** Start of Recorded data **
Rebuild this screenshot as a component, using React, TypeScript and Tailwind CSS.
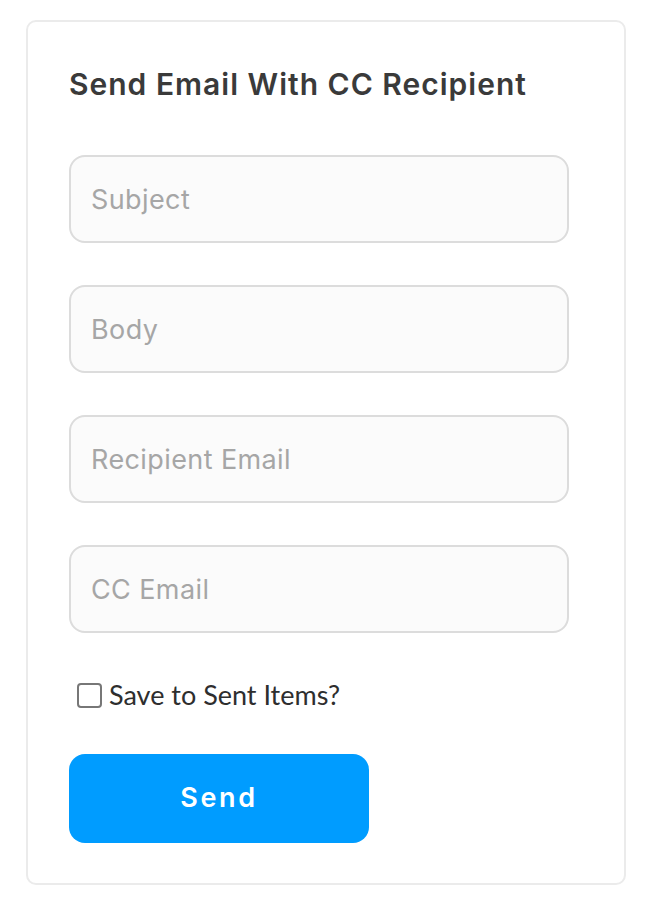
import React from "react";

const fields = ["Subject", "Body", "Recipient Email", "CC Email"];

export default function App() {
  return (
    <div className="min-h-screen bg-white pl-[26px] pt-[20px]" style={{ fontFamily: "Inter, sans-serif" }}>
      <div className="w-[600px] h-[865px] rounded-[10px] border-2 border-[#ebebeb] px-[41px] pt-[42px]">
        <h1 className="text-[30px] leading-[40px] font-semibold text-[#3a3a3a] tracking-[1px]">
          Send Email With CC Recipient
        </h1>
        <div className="mt-[51px] flex flex-col gap-[42px]">
          {fields.map((f) => (
            <input
              key={f}
              placeholder={f}
              className="block box-border w-[500px] h-[88px] rounded-[16px] border-2 border-[#dcdcdc] bg-[#fbfbfb] px-[20px] text-[27px] tracking-[0.4px] text-[#333] placeholder:text-[#a6a6a6] outline-none"
            />
          ))}
        </div>
        <label
          className="mt-[44px] flex items-center gap-[7px] pl-[8px] text-[27px] leading-[36px] text-[#2e2e2e]"
          style={{ fontFamily: "Lato, sans-serif" }}
        >
          <input type="checkbox" className="w-[25px] h-[25px] appearance-none rounded-[4px] border-2 border-[#777] bg-white" />
          Save to Sent Items?
        </label>
        <button className="mt-[41px] block w-[300px] h-[89px] rounded-[16px] bg-[#009cff] text-white text-[27px] font-semibold tracking-[2.6px]">
          Send
        </button>
      </div>
    </div>
  );
}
** End of Recorded data **
• **Required task**
Quote each line of the listing exactly, but leave the pictures out.

• **Solution to the problem**
Rebuild this screenshot as a component, using React, TypeScript and Tailwind CSS.
import React from "react";

const fields = ["Subject", "Body", "Recipient Email", "CC Email"];

export default function App() {
  return (
    <div className="min-h-screen bg-white pl-[26px] pt-[20px]" style={{ fontFamily: "Inter, sans-serif" }}>
      <div className="w-[600px] h-[865px] rounded-[10px] border-2 border-[#ebebeb] px-[41px] pt-[42px]">
        <h1 className="text-[30px] leading-[40px] font-semibold text-[#3a3a3a] tracking-[1px]">
          Send Email With CC Recipient
        </h1>
        <div className="mt-[51px] flex flex-col gap-[42px]">
          {fields.map((f) => (
            <input
              key={f}
              placeholder={f}
              className="block box-border w-[500px] h-[88px] rounded-[16px] border-2 border-[#dcdcdc] bg-[#fbfbfb] px-[20px] text-[27px] tracking-[0.4px] text-[#333] placeholder:text-[#a6a6a6] outline-none"
            />
          ))}
        </div>
        <label
          className="mt-[44px] flex items-center gap-[7px] pl-[8px] text-[27px] leading-[36px] text-[#2e2e2e]"
          style={{ fontFamily: "Lato, sans-serif" }}
        >
          <input type="checkbox" className="w-[25px] h-[25px] appearance-none rounded-[4px] border-2 border-[#777] bg-white" />
          Save to Sent Items?
        </label>
        <button className="mt-[41px] block w-[300px] h-[89px] rounded-[16px] bg-[#009cff] text-white text-[27px] font-semibold tracking-[2.6px]">
          Send
        </button>
      </div>
    </div>
  );
}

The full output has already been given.